Белое здание тюрьмы наконец выступает перед нами из мрака. Оно на окраине города. Утром я обнаруживаю, что мы находимся в большой, светлой, в два окна, камере, покрашенной белой известью. У каждой из нас койка с тюфяком и тощей, жесткой подушкой. Мы на седьмом небе. У дверей огромная деревянная бадья — провинциальная параша. Две-три женщины уже живут в камере, дожидаясь отправки. Среди них — Марта, очень некрасивая женщина лет сорока с лошадиными зубами и выпуклыми бесцветными глазами. Она из немок Поволжья, спокойно-доброжелательна. В углу лежит худая, скелетоподобная и стриженная наголо старуха. Она мучается животом и, пошатываясь, еле живая, ежеминутно пробирается к параше.

В Сызрани нас держат 10 дней, и мы немного «отходим». Сызранская баланда кажется нам вкусней московской, а каша жирней.

В день отъезда чувствую себя плохо. К вечеру начинается озноб, поднимается температура. Если я об этом скажу, то меня оставят здесь, как и эту больную старуху, от которой я, несомненно, заразилась. Но отстать от женщин, уже ставших «своими», кажется невозможным. И я молчу.

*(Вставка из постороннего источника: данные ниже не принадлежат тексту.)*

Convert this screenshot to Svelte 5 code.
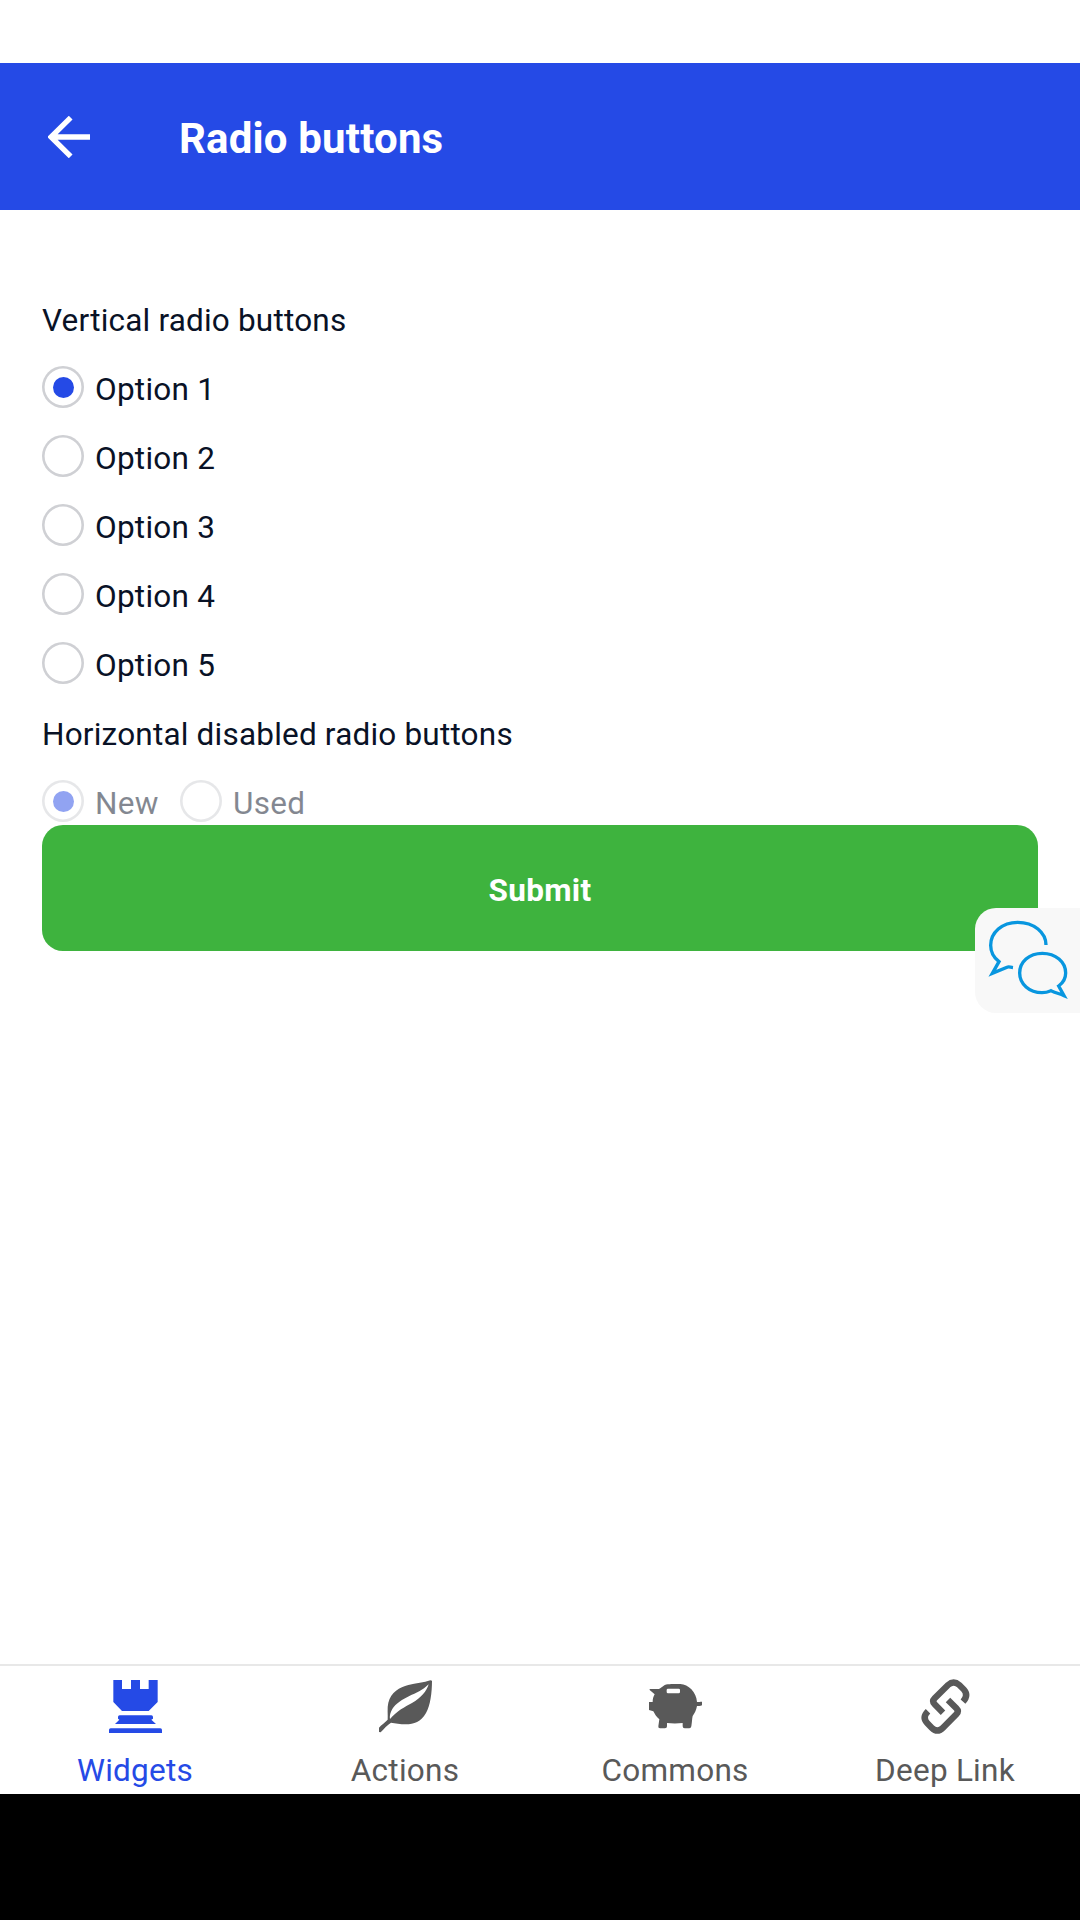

Наступает ночь. Отъезд. Опять идем, окруженные тьмой, по черной дороге, мимо черных полей… В полубредовом состоянии, с подкашивающимися ногами, спотыкаясь, достигаю своего обезьянника на путях.

Когда обнаруживается, что я без сознания и вся горю, поезд давно идет, а следующий этап — Ташкент; впереди несколько суток пути. Конвоир приносит термометр. Жар свыше сорока.

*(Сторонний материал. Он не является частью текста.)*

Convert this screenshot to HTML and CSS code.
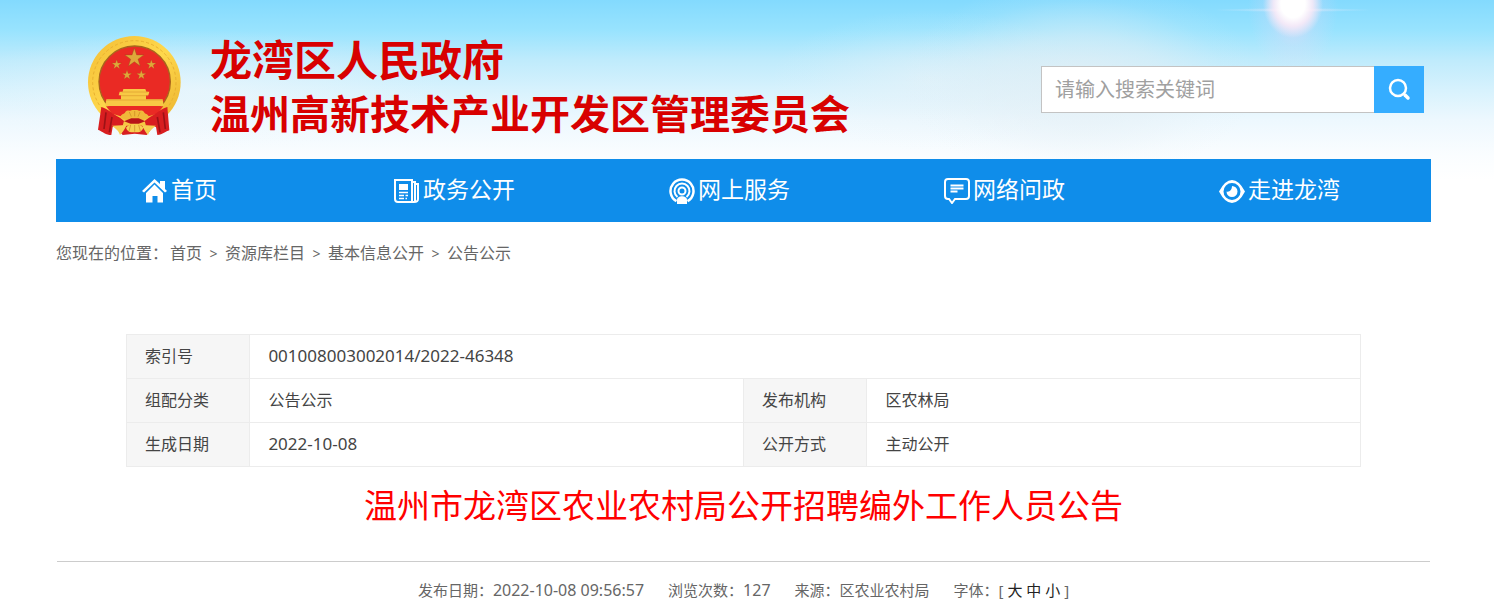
FILE: index.html
```html
<!DOCTYPE html>
<html lang="zh-CN">
  <head>
    <meta charset="UTF-8" />
    <title>温州市龙湾区农业农村局公开招聘编外工作人员公告</title>
    <link rel="stylesheet" href="styles.css">
  </head>

  <body>
    <header class="header">
      <a class="logo" href="#">
        <svg class="emblem" viewBox="51 42 288 303" aria-hidden="true">
          <defs>
            <linearGradient id="gold" x1="0" y1="0" x2="1" y2="1">
              <stop offset="0" stop-color="#f3bd35" />
              <stop offset=".5" stop-color="#ffd84c" />
              <stop offset="1" stop-color="#eab02c" />
            </linearGradient>
            <path id="star" d="M0-10 2.3-3.1H9.5L3.7 1.2 5.9 8.1 0 3.8-5.9 8.1-3.7 1.2-9.5-3.1H-2.3z" />
          </defs>
          <circle cx="193" cy="184" r="139" fill="url(#gold)" />
          <circle cx="193" cy="184" r="125" fill="none" stroke="#e8b030" stroke-width="3" stroke-dasharray="9 7" />
          <circle cx="194" cy="182" r="107" fill="#ea2a24" stroke="#a8641c" stroke-width="4" />
          <g fill="#dfa83a" stroke="#96501a" stroke-width=".4">
            <use href="#star" transform="translate(193 111) scale(3)" />
            <use href="#star" transform="translate(140 131) scale(1.5)" />
            <use href="#star" transform="translate(244 131) scale(1.5)" />
            <use href="#star" transform="translate(171 162) scale(1.5)" />
            <use href="#star" transform="translate(214 162) scale(1.5)" />
          </g>
          <path fill="#f8c945" d="M160 204h66l3 8h9l-3 11h-7v12h50l3 20H106l3-20h44v-12h-7l3-11h9z" />
          <path stroke="#dc9c2e" stroke-width="2" d="M155 213h78M152 224h82M110 237h168" />
          <path fill="#ea2a24" d="M108 256h172l-18 22-34 10h-68l-34-10z" />
          <path fill="#f6c843" d="M98 262l52 30h88l50-30-14 30-38 20h-90l-36-20z" />
          <path fill="#d81e20" d="M94 258c18 4 34 22 56 32l12 10-4 14-30 4-4 24c-16 0-26-10-40-16zM292 258c-18 4-34 22-56 32l-12 10 4 14 30 4 4 24c16 0 26-12 36-14z" />
          <path stroke="#9c1216" stroke-width="5" fill="none" d="M108 274l-6 50M126 288l-8 46M280 274l6 50M262 288l8 46" />
          <path fill="#f0b93a" d="M150 290c4-14 14-9 16-17 6-8 14-1 20-6h16c6 5 14-2 20 6 2 8 12 3 16 17l-26 9-18-8-18 8z" />
          <path fill="#d81e20" d="M134 314h118l-22 28-36-4-36 4z" />
          <path fill="#f6cf52" d="M126 314l44-2c-6 14-14 24-20 30-4-14-14-20-24-28zM258 314l-42-2c6 14 12 24 18 30 4-14 14-20 24-28zM168 320c8-14 44-14 52 0-6 16-18 14-26 14s-20 2-26-14z" />
          <path stroke="#c98723" stroke-width="2" fill="none" d="M194 312v20M182 312l-5 18M206 312l5 18M194 270v16M178 273l6 14M210 273l-6 14" />
          <path fill="#b81418" d="M162 301l22-9h22l20 9-20 7h-24z" />
        </svg>
        <span class="logo-text">
          <span class="logo-gov">龙湾区人民政府</span>
          <span class="logo-zone">温州高新技术产业开发区管理委员会</span>
        </span>
      </a>
      <form class="search" role="search">
        <input type="text" class="search-input" placeholder="请输入搜索关键词" aria-label="请输入搜索关键词" />
        <button type="button" class="search-btn" aria-label="搜索">
          <svg width="24" height="24" viewBox="0 0 24 24" fill="none" stroke="#fff" stroke-linecap="round">
            <circle cx="11" cy="10" r="8" stroke-width="2.5" />
            <path d="M18 17l3 3" stroke-width="3.5" />
          </svg>
        </button>
      </form>
    </header>

    <div class="container">
      <nav class="nav">
        <a href="#">
          <svg viewBox="0 0 26 26" fill="#fff">
            <path d="M0 13L12.500 1 18 6V3h5v8l2 2-2 1.500L12.500 4.500 2 14.500z" />
            <path d="M4 15l8.500-8.500L21 15v9.500h-5.500V18h-5v6.500H4z" />
          </svg>
          <span>首页</span>
        </a>
        <a href="#">
          <svg viewBox="0 0 26 26" fill="none" stroke="#fff">
            <path stroke-width="2" d="M1 2h17v22H4c-2 0-3-1-3-3z" />
            <path stroke-width="2" d="M18 4h3v19c0 1-1 1-3 1M21 6h3v15c0 2-1 3-4 3" />
            <path fill="#fff" stroke="none" d="M5 6h9v6H5z" />
            <path stroke-width="1.5" d="M5 14.5h9M5 17.5h5M11.5 17.5H14M5 20.5h5M11.5 20.5H13" />
          </svg>
          <span>政务公开</span>
        </a>
        <a href="#">
          <svg viewBox="0 0 26 26" fill="none" stroke="#fff">
            <path stroke-width="2.5" d="M7.5 23.2a11.5 11.5 0 1 1 11 0" />
            <path stroke-width="2" d="M8.5 19a7.5 7.5 0 1 1 9 0" />
            <circle cx="13" cy="13" r="3.5" stroke-width="2" />
            <path fill="#fff" stroke="none" d="M8 26v-4c0-5 10-5 10 0v4z" />
          </svg>
          <span>网上服务</span>
        </a>
        <a href="#">
          <svg viewBox="0 0 26 26" fill="none" stroke="#fff">
            <path stroke-width="2" d="M4 1h18c2 0 3 1 3 3v14c0 2-1 3-3 3H11l-3 4-3-4H4c-2 0-3-1-3-3V4c0-2 1-3 3-3z" />
            <path stroke-width="1.8" d="M6.500 7.500h13M6.500 10.500h13M6.500 13.500h7" />
          </svg>
          <span>网络问政</span>
        </a>
        <a href="#">
          <svg viewBox="0 0 26 26">
            <path fill="#fff" fill-rule="evenodd" d="M0 13.500Q6 2 13 2t13 11.500Q20 25 13 25T0 13.500zM13 5a8.500 8.500 0 1 0 0 17 8.500 8.500 0 0 0 0-17z" />
            <path fill="#fff" d="M13 8a5.500 5.500 0 1 1-5.500 5.500c3 1 5.500-2 5.500-5.500z" />
          </svg>
          <span>走进龙湾</span>
        </a>
      </nav>

      <div class="crumbs">
        <span>您现在的位置：</span><a href="#">首页</a><i>&gt;</i><a href="#">资源库栏目</a><i>&gt;</i><a href="#">基本信息公开</a><i>&gt;</i><a href="#">公告公示</a>
      </div>

      <table class="info">
        <colgroup>
          <col class="col-label" />
          <col class="col-value" />
          <col class="col-label" />
          <col class="col-value" />
        </colgroup>
        <tbody>
          <tr>
            <th scope="row">索引号</th>
            <td colspan="3" class="number">001008003002014/2022-46348</td>
          </tr>
          <tr>
            <th scope="row">组配分类</th>
            <td>公告公示</td>
            <th scope="row">发布机构</th>
            <td>区农林局</td>
          </tr>
          <tr>
            <th scope="row">生成日期</th>
            <td class="number">2022-10-08</td>
            <th scope="row">公开方式</th>
            <td>主动公开</td>
          </tr>
        </tbody>
      </table>

      <h1 class="title">温州市龙湾区农业农村局公开招聘编外工作人员公告</h1>

      <div class="meta">
        <span>发布日期：<b>2022-10-08 09:56:57</b></span>
        <span>浏览次数：<b>127</b></span>
        <span>来源：区农业农村局</span>
        <span>字体：[ <a href="#">大</a> <a href="#">中</a> <a href="#">小</a> ]</span>
      </div>
    </div>
  </body>
</html>
```
FILE: styles.css
```css
* {
  box-sizing: border-box;
}
body {
  margin: 0;
  color: #444;
  font-size: 16px;
  font-family: "Microsoft YaHei", "Noto Sans", "Noto Sans CJK SC", sans-serif;
  /* sun, its glow, clouds, then the sky itself */
  background:
    radial-gradient(ellipse 30px 34px at 1293px 4px, #fff 40%, rgba(255, 236, 247, 0.8) 65%, rgba(255, 225, 245, 0) 100%),
    radial-gradient(ellipse 80px 2px at 1293px 10px, rgba(255, 240, 250, 0.5), rgba(255, 240, 250, 0)),
    radial-gradient(ellipse 45px 70px at 1293px 5px, rgba(236, 215, 246, 0.9), rgba(236, 215, 246, 0.2) 60%, rgba(236, 215, 246, 0)),
    radial-gradient(ellipse 180px 100px at 1080px 80px, rgba(228, 239, 245, 0.8), rgba(228, 239, 245, 0.5) 45%, rgba(228, 239, 245, 0.1) 80%, rgba(228, 239, 245, 0)),
    radial-gradient(ellipse 160px 70px at 930px 80px, rgba(232, 242, 248, 0.6), rgba(232, 242, 248, 0.1) 75%, rgba(232, 242, 248, 0)),
    radial-gradient(ellipse 260px 60px at 200px 90px, rgba(240, 247, 252, 0.6), rgba(240, 247, 252, 0.1) 75%, rgba(240, 247, 252, 0)),
    linear-gradient(#83dafe 0, #98e3fe 30px, #bfebfc 60px, #d7f2fd 90px, #edf8fe 120px, #fafdff 155px, #fff 180px);
  background-color: #fff;
  background-repeat: no-repeat;
  background-size: 100% 180px;
}
a {
  color: inherit;
  text-decoration: none;
}
.header {
  display: flex;
  justify-content: space-between;
  height: 159px;
  padding: 33px 70px 0 87px;
}
.logo {
  display: flex;
  gap: 27px;
}
.emblem {
  width: 96px;
  height: 101px;
  margin-top: 2px;
}
.logo-text {
  display: flex;
  flex-direction: column;
  color: #d80000;
  font-weight: bold;
  line-height: 54px;
  white-space: nowrap;
}
.logo-gov {
  font-size: 42px;
}
.logo-zone {
  font-size: 40px;
}
.search {
  display: flex;
  height: 47px;
  margin-top: 33px;
}
.search-input {
  width: 333px;
  padding: 0 13px;
  border: 1px solid #c3c3c3;
  border-right: 0;
  background: #fff;
  font: inherit;
  font-size: 20px;
  outline: none;
}
.search-input::placeholder {
  color: #a0a0a0;
}
.search-btn {
  display: flex;
  align-items: center;
  justify-content: center;
  width: 50px;
  padding: 0;
  border: 0;
  background: #35adff;
}
.container {
  padding: 0 63px 0 56px;
}
.nav {
  display: flex;
  height: 63px;
  background: #0f8dea;
  color: #fff;
  font-size: 23px;
  line-height: 61px;
}
.nav a {
  display: flex;
  flex: 1;
  justify-content: center;
  gap: 3px;
  padding-right: 28px;
}
.nav svg {
  width: 26px;
  height: 26px;
  margin-top: 19px;
}
.crumbs {
  margin-top: 19px;
  color: #666;
  line-height: 24px;
}
.crumbs span {
  padding-right: 2px;
}
.crumbs i {
  display: inline-block;
  width: 23px;
  font-size: 14px;
  font-style: normal;
  text-align: center;
}
.info {
  width: calc(100% - 140px);
  margin: 68px 70px 0;
  border-collapse: collapse;
  table-layout: fixed;
}
.info th,
.info td {
  height: 44px;
  padding: 0 18px 2px;
  border: 1px solid #ececec;
  font-weight: normal;
  line-height: 24px;
  text-align: left;
}
.info th {
  background: #f6f6f6;
}
.info .number {
  font-size: 17px;
}
.col-label {
  width: 10%;
}
.col-value {
  width: 40%;
}
.title {
  margin: 15px 1px 0;
  padding-bottom: 31px;
  border-bottom: 1px solid #ccc;
  color: #f00;
  font-size: 33px;
  font-weight: normal;
  line-height: 48px;
  text-align: center;
}
.meta {
  display: flex;
  justify-content: center;
  gap: 24px;
  margin-top: 16px;
  color: #666;
  font-size: 15px;
  line-height: 24px;
}
.meta b {
  font-size: 16px;
  font-weight: normal;
}
.meta a {
  color: #222;
}
```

Как я оказалась одна, внизу, в отдельном «купе» — не знаю. Весь путь до Ташкента — это короткие вспышки сознания и снова провалы в беспамятство. Меня мучила жажда. Как сквозь сон помню, что конвоиры поили меня горячим и очень крепким чаем. Это были минуты блаженства. Конвоиры попались человечные — они давно могли сдать меня как тяжелобольную где-нибудь по дороге. Но женщины просили за меня. Пожалели. Марта предложила ухаживать за мной, и ее заперли ко мне.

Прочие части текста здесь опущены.